I liked David Cuminello's script a lot. Got the impression he may not have written all of it???
In all, a quite different film that is well worth watching, wherever. Far from run of the mill, as they say.
I'm a little afraid to give it the 6 rating I've put on it, but I think I should stop worrying because I am a hard grader. Somewhere between 6 and 7 is I think where it belongs, and where I hope it's getting to on IMDB.
As with all of Shirley MacLaine's films the message was well worth the
two hours of my life.
I recommend it highly.
Not one stereotype is left unchallenged and done so subtly one has to stop and really think.
Had a really difficult time watching the brutality Bruno and Angela (Stacey Halprin) had to endure from most everyone else in the film, all because they wanted/needed/were seeking to be themselves. What a society of drones we live in. "And it will take a child to lead them..." ..and a black child for that matter.
Great movie, may be difficult for sensitive folks but well worth it. Had to watch it in three time periods just to let the distress at the violence subside.

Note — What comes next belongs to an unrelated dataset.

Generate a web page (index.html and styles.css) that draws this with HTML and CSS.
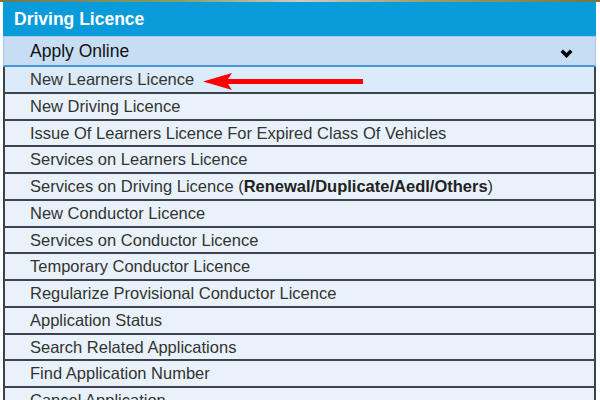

I thought for this to be Shirley's first directing job, she was amazing behind the camera. I hope that she will do more movies with Shirley herself in there. But then again, as I remember, she said she hated directing herself. Alex was great, Gary was wonderful, Stacie and Kiami took over the screen, and everybody else really took control of the movie. Although this is December, for the rest of this month, if you live on the West Coast, you can see it on Starz Movie Channel. Then you can check her website to read more about this movie. I don't know about anybody else, but I give this movie about 9 1/2 to 10 stars.
Yes, I actually liked this film when I watched it on videotape. The subject in the film is a little weird and that is what I like. What's wrong with a boy who wants to be a little 'different'? When all people are the same, it's a boring world. Little Bruno (Alex Linz) is a 9-year-old boy and he wants to wear a dress. I did not like Shirley MacLaine in this film, but Alex Linz was great!